From approximately 1898, the city of Harbin had a majority-Russian population, initial settlers were mostly the builders and employees of the Chinese Eastern Railway. Many of these Russians brought their Orthodox religion with them. In the time between 1913 and 1923, Russia went through World War I, the Russian Revolution, and the Russian Civil War. In the 1920s Harbin was flooded with 100,000 to 200,000 White émigrés fleeing from Russia.

As of 1939 the Russian Orthodox Church in Manchukuo had 100,000 believers and 200 priests in 60 parishes, and also its own seminary, university, convent, and monastery.

==== Notable Orthodox Churches ====

- Saint Sophia Cathedral
- Church of the Intercession

== State Shinto ==
The Japanese Government built a total of 345 Shinto shrines across Manchukuo.

Starting with the Religions Law of May 1938, a cult of Emperor-worship closely modeled after the Imperial cult in Japan where Hirohito was worshiped as a living god, began in Manchukuo. Just as in Japan, schoolchildren began their classes by praying to a portrait of the emperor while imperial rescripts, and the imperial regalia become sacred relics imbued with magical powers by being associated with the god-emperor. As the Emperor Puyi was considered to be a living god, his will could not be limited by any law, and the purpose of the law was starkly reduced down to serving the will of the emperor rather than upholding values and rules.

As in Japan, the idea governing the legal philosophy in Manchukuo was the Emperor was a living god who was responsible to no-one and who delegated some of his powers down to mere human beings who had the duty of obeying the will of the god-emperors. In Japan and Manchukuo, the actions of the god-emperors were always just and moral because gods could never do wrong, rather than because the god-emperors were acting to uphold moral values that existed a priori. Puyi later stated that Shinto was "a dangerous cult" and a tool for the Japanese to "control the world" while testifying to an International Military Tribunal, he also declared that the Japanese government restrained him and coerced into issuing Pro-Japanese laws.

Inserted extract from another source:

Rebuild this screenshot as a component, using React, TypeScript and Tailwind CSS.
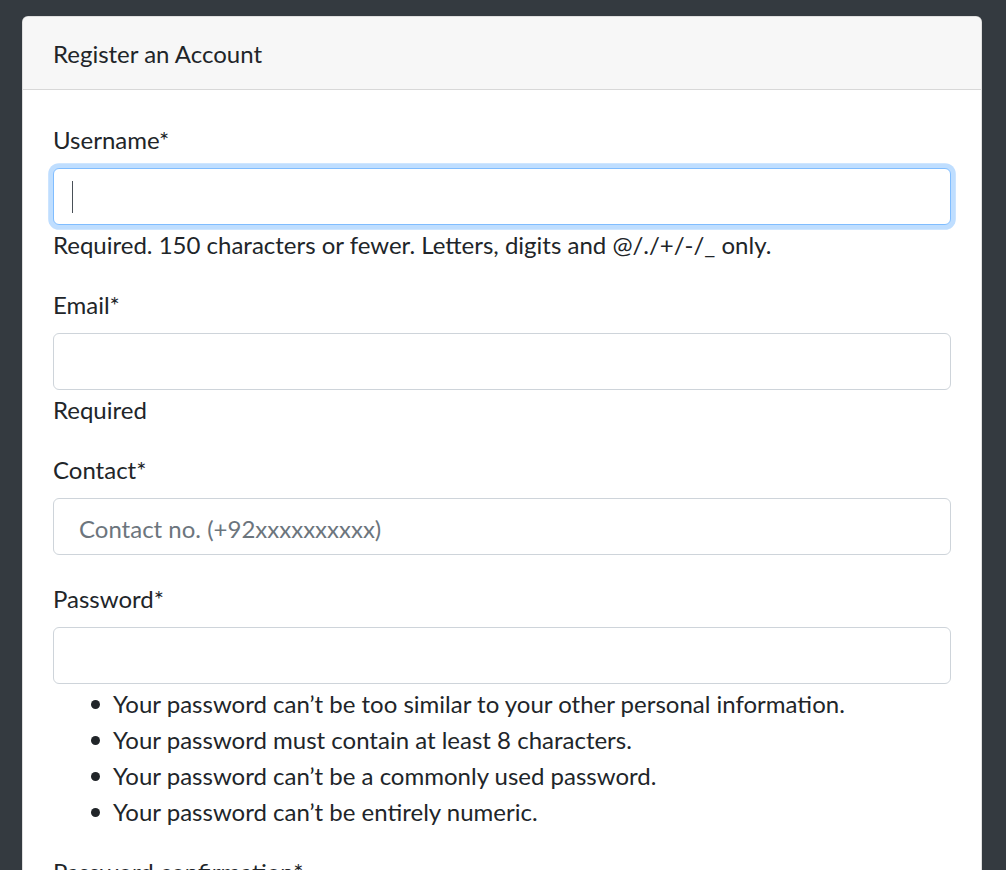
import React from "react";

const font = { fontFamily: '"Lato", "Noto Sans", sans-serif' };

function Label({ children }: { children: React.ReactNode }) {
  return (
    <label className="block mb-[12px] text-[24px] leading-[36px] text-[#212529]">
      <span className="inline-block translate-y-[2px]">{children}</span>
    </label>
  );
}

function Input({ placeholder, focused }: { placeholder?: string; focused?: boolean }) {
  return (
    <div className="relative">
      <input
        readOnly
        placeholder={placeholder}
        className={
          "block w-full h-[57px] pt-[11px] pb-[7px] pr-[18px] text-[24px] leading-[36px] text-[#495057] bg-white rounded-[6px] outline-none placeholder:text-[#6c757d] " +
          (placeholder ? "pl-[25px] " : "pl-[18px] ") +
          (focused
            ? "border border-[#80bdff] shadow-[0_0_0_4.8px_rgba(0,123,255,0.25)]"
            : "border border-[#ced4da]")
        }
        style={font}
      />
      {focused && <span className="absolute left-[19px] top-[13px] w-px h-[32px] bg-[#495057]" />}
    </div>
  );
}

function Help({ children }: { children: React.ReactNode }) {
  return (
    <div className="text-[24px] leading-[36px] text-[#212529]">
      <span className="inline-block translate-y-[2px]">{children}</span>
    </div>
  );
}

function Item({ children }: { children: React.ReactNode }) {
  return (
    <li className="relative">
      <span className="absolute left-[-22px] top-[16px] w-[9px] h-[9px] rounded-full bg-[#212529]" />
      <span className="inline-block translate-y-[2px]">{children}</span>
    </li>
  );
}

export default function App() {
  return (
    <div className="h-[870px] overflow-hidden bg-[#343a40] pt-[16px]" style={font}>
      <div className="ml-[22px] w-[960px] bg-white border border-[rgba(0,0,0,0.125)] rounded-[6px] overflow-hidden">
        <div className="bg-[#f7f7f7] border-b border-[rgba(0,0,0,0.125)] px-[30px] py-[18px] text-[24px] leading-[36px] text-[#212529]">
          <span className="inline-block translate-y-[1px]">Register an Account</span>
        </div>
        <div className="p-[30px] text-[#212529]">
          <div className="mb-[24px]">
            <Label>Username*</Label>
            <Input focused />
            <Help>Required. 150 characters or fewer. Letters, digits and @/./+/-/_ only.</Help>
          </div>
          <div className="mb-[24px]">
            <Label>Email*</Label>
            <Input />
            <Help>Required</Help>
          </div>
          <div className="mb-[24px]">
            <Label>Contact*</Label>
            <Input placeholder="Contact no. (+92xxxxxxxxxx)" />
          </div>
          <div className="mb-[24px]">
            <Label>Password*</Label>
            <Input />
            <div className="text-[24px] leading-[36px]">
              <ul className="list-none pl-[60px] mb-[24px]">
                <Item>Your password can’t be too similar to your other personal information.</Item>
                <Item>Your password must contain at least 8 characters.</Item>
                <Item>Your password can’t be a commonly used password.</Item>
                <Item>Your password can’t be entirely numeric.</Item>
              </ul>
            </div>
          </div>
          <div className="mb-[24px]">
            <Label>Password confirmation*</Label>
            <Input />
          </div>
        </div>
      </div>
    </div>
  );
}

== Folk Religion and Shamanism ==
Manchukuo also promoted a racially centered, ethnic religion for each of the races inhabiting Manchuria. For example, under the suggestions of Ogasawara Shozo [ja] that the Mongols "need(ed) a new religion, specifically a new god" they promoted the worship of Genghis Khan that continues today in northern China. The Shinto shrine of Kalgan (now Zhangjiakou, Hebei) incorporated Genghis Khan worship and was opened to local Mongols.

== Judaism ==
The Jewish community in Manchukuo was not subjected to the official persecution that Jews experienced under Japan's ally Nazi Germany, and Japanese authorities were involved in closing down local anti-Semitic publications such as the Russian Fascist Party's newspaper Nash Put. However, Jews in Manchukuo were victims of harassment by antisemitic elements among the White Russian population, one notable incident being the murder of Simon Kaspé. In 1937 the Far Eastern Jewish Council was created, chaired by the Harbin Jewish community leader Dr. Abraham Kaufman. Nearly 70% of Jews in Harbin fled China as a result of Kaspé's murder.